__INSTRUCTIONS FOR THE TASK__
Which lines have the string "that"? Copy all of them from the entries below.

__INPUT ROWS__
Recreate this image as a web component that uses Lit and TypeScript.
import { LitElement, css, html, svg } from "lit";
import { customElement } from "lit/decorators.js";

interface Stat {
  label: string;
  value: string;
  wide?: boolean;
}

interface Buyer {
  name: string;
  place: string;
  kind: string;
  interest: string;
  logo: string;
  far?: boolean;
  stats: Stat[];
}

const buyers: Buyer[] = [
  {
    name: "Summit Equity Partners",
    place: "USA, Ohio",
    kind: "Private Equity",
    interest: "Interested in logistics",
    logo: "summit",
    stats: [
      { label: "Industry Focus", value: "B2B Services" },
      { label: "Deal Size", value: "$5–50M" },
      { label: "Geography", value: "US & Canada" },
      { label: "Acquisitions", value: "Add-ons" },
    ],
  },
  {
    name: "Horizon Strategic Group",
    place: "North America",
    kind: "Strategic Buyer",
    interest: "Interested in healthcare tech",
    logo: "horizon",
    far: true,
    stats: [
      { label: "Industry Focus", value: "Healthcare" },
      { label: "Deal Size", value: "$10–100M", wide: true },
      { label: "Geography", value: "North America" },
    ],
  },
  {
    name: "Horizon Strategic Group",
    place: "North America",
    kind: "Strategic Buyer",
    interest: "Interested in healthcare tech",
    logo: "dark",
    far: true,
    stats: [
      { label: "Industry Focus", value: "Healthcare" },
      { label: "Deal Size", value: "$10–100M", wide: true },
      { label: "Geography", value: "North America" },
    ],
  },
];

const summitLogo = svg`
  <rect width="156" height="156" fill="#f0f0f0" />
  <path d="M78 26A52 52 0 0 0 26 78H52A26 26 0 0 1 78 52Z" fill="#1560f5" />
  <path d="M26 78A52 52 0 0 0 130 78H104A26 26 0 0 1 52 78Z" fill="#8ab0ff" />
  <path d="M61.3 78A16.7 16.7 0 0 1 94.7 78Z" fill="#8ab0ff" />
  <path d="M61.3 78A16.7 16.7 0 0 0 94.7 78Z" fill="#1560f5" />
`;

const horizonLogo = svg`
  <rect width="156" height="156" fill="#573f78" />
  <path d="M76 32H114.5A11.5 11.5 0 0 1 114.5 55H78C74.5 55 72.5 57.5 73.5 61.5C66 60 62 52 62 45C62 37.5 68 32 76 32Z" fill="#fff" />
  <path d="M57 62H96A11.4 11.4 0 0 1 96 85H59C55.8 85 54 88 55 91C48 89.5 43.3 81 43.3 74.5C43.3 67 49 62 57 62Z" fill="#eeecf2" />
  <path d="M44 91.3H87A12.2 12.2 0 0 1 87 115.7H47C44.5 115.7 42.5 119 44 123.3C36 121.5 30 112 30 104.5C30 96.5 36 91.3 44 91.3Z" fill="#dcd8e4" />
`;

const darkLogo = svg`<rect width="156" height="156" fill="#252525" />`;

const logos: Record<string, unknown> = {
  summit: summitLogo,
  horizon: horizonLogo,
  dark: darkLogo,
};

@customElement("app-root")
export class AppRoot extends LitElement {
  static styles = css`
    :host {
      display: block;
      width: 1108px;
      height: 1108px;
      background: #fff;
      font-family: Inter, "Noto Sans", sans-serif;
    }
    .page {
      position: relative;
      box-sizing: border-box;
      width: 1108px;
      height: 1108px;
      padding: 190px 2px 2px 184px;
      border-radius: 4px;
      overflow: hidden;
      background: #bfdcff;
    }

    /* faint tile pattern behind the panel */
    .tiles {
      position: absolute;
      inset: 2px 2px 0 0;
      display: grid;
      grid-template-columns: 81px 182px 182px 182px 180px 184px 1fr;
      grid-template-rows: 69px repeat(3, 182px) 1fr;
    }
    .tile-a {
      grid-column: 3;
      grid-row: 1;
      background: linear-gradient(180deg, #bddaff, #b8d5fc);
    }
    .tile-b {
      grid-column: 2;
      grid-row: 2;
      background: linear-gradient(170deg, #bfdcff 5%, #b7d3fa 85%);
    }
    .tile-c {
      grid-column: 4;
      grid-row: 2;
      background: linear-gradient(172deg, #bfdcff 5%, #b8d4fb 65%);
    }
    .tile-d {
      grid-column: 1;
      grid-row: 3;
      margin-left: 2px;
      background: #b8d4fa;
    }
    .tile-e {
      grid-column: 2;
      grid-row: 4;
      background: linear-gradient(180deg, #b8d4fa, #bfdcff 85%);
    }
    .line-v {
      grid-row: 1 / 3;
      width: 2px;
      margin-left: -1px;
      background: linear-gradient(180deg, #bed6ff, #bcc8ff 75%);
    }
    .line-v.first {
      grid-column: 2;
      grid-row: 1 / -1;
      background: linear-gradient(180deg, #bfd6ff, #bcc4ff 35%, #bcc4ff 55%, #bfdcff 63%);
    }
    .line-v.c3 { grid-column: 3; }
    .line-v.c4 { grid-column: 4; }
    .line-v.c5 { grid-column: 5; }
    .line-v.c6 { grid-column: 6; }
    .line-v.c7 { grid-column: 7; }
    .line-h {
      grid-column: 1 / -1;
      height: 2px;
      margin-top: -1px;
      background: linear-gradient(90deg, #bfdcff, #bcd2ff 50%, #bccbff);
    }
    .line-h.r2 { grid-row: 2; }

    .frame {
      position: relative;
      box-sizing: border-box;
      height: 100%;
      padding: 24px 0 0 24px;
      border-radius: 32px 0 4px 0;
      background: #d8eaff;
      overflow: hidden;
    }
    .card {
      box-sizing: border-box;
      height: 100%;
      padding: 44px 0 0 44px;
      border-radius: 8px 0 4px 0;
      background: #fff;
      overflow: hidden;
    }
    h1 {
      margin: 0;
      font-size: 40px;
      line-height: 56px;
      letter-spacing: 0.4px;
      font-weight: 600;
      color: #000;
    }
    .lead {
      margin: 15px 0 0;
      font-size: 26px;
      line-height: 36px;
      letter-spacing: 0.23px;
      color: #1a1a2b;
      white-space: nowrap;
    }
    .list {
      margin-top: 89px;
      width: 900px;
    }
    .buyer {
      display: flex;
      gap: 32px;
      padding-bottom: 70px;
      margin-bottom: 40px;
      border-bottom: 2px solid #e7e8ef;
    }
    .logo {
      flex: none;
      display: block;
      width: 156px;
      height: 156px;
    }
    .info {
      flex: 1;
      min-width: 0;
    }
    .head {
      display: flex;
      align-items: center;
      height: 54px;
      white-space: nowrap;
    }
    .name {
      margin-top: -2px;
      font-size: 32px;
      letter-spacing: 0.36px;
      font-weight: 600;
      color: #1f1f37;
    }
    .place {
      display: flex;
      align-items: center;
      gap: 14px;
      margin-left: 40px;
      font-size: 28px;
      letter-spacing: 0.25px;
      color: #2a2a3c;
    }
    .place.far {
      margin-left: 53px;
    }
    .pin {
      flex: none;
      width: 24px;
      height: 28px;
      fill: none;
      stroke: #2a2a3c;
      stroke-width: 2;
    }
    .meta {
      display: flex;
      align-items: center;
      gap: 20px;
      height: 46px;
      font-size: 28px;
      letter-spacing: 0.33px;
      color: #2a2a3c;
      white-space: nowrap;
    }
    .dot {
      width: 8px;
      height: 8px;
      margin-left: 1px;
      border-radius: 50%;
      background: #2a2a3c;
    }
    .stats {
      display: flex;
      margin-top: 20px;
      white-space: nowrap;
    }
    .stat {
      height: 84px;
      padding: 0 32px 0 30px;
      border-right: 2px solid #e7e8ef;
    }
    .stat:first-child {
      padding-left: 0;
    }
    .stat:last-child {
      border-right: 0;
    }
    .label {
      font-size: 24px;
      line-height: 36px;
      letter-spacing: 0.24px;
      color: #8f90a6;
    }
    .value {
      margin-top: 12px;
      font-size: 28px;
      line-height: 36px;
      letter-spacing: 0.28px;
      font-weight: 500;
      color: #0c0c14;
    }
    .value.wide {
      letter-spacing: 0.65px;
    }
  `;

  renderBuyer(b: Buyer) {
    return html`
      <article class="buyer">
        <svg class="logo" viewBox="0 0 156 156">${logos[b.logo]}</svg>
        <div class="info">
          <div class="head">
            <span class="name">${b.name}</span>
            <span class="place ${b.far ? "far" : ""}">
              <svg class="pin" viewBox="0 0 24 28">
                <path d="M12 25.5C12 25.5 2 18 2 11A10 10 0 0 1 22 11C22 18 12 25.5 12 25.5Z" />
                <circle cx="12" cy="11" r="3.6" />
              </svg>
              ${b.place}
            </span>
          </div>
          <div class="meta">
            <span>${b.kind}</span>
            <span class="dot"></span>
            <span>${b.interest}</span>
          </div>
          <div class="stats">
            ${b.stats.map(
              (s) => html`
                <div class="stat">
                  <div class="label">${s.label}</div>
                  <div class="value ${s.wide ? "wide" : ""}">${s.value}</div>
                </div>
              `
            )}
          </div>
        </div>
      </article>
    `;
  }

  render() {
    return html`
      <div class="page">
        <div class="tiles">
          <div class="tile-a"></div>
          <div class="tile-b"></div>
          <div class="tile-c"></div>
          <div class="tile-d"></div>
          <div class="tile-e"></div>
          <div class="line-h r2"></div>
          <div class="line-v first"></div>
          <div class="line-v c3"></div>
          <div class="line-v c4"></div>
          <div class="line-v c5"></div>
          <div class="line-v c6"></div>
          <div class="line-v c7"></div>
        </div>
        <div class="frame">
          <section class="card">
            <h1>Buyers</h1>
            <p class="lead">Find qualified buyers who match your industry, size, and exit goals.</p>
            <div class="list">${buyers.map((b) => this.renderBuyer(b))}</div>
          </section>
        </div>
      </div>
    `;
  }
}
---
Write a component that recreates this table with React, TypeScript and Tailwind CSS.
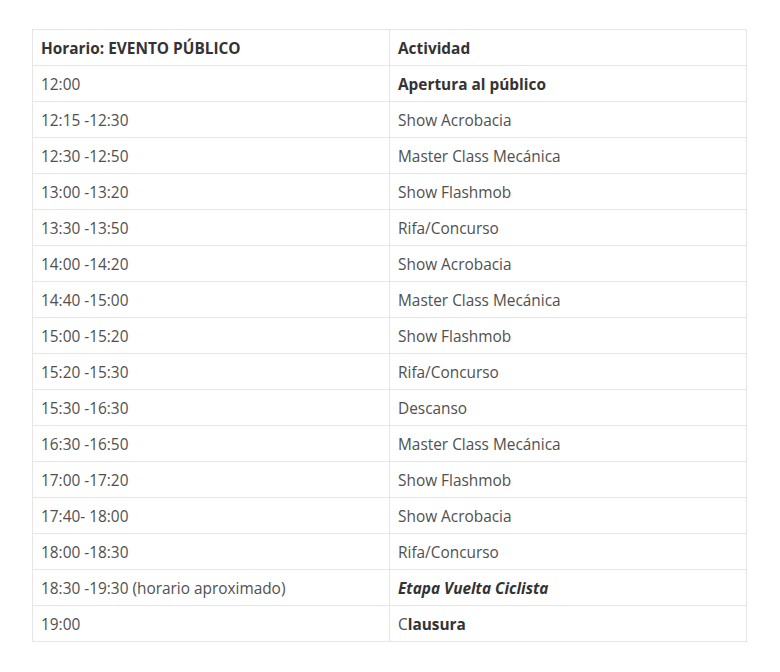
...
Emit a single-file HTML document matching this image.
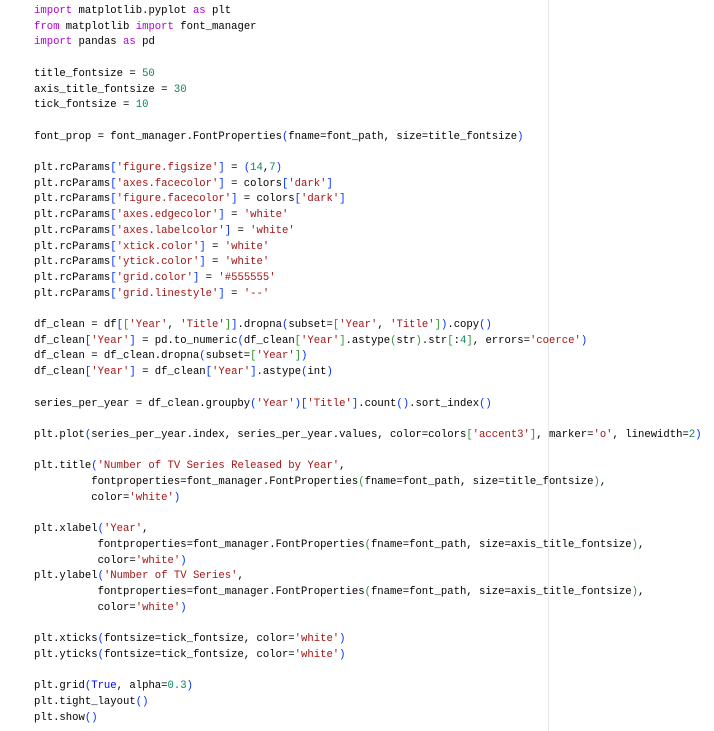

__FULL SOLUTION__
Recreate this image as a web component that uses Lit and TypeScript.
Write a component that recreates this table with React, TypeScript and Tailwind CSS.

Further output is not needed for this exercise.